From eighth on the starting grid after rescuing a Top 10 Shootout berth, Triple Eight effectively ran around fourth to seventh position for most of the 314-lap race.
Van Gisbergen even took the chequered flag in fourth position with the provisionally second placed GruppeM Mercedes-AMG already under investigation for a pit stop breach which was established and saw Car #999 issued a 30-second penalty post-race.
“I mean, we had to grind it out, if you like,” said Dane.
“There were times when we were very quick and there were times when we weren’t anywhere near quick enough, and we needed to be more consistent during the day.
“But to be fighting hard … we weren’t fighting for (the win) really, but at the end of the day, in these races, like the Bathurst 1000 or any endurance race, you’ve got to hang in it and not make mistakes and see where you end up.”
Van Gisbergen started his final, double stint in seventh position after Gotz lost ground during the preceding stint.
The German had hopped in the #888 Mercedes-AMG during a fuel-only pit stop, which played against Triple Eight when a Safety Car was called two laps later and allowed those who spent the time changing to fresh tyres to close up.
Gotz battled with the worn rubber, coming under attack from Maximilian Buhk and Yelmer Buurman in what he described shortly after stepping out of the car as “one of my hardest stints in my whole entire life”.
He added post-race, “I was fighting with an unloaded weapon, I would say, with used tyres in my last stint.”
Dane thought that the luck cancelled itself out somewhat given that a self-inflicted error from GruppeM, which it had to make the fateful pit stop due to a tyre failure, handed the final step of the podium to Triple Eight.
“It definitely didn’t help,” said Dane of the fifth and final Safety Car period.
“I mean, we were a bit unlucky with two Safety Cars today.
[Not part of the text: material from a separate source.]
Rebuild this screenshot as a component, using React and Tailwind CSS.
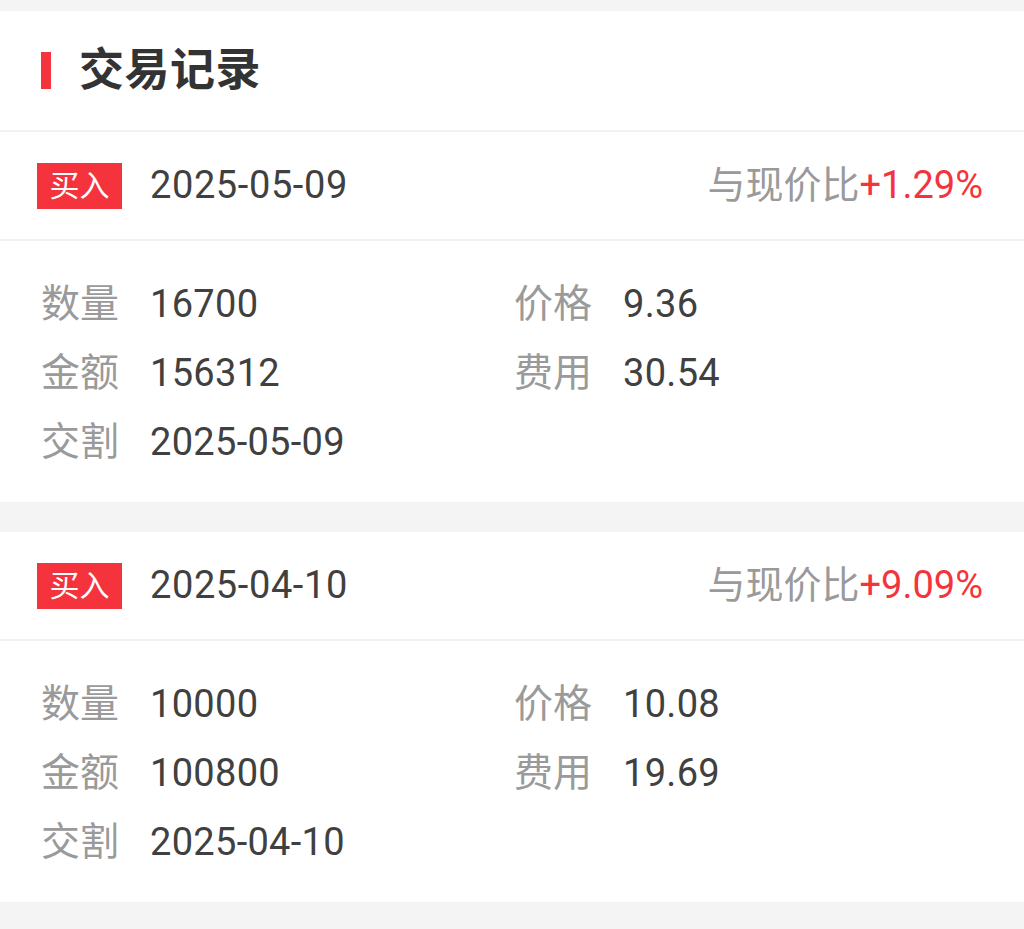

“Over the course of the 12 Hour race, your luck goes both ways, so we were lucky at the end that one of the competition screwed up, but it was on their car set-up and their pit stop, so we benefited from that.
“On the other hand, the timing of two Safety Cars really didn’t help us, and there was one just after Maxi (Gotz) had stopped and we’d not put tyres on, and we would have had a big enough gap against the competition to have managed that through the stint, but when you’re under Safety Car, you’re under the pressure of people who have got new tyres versus a stint old.”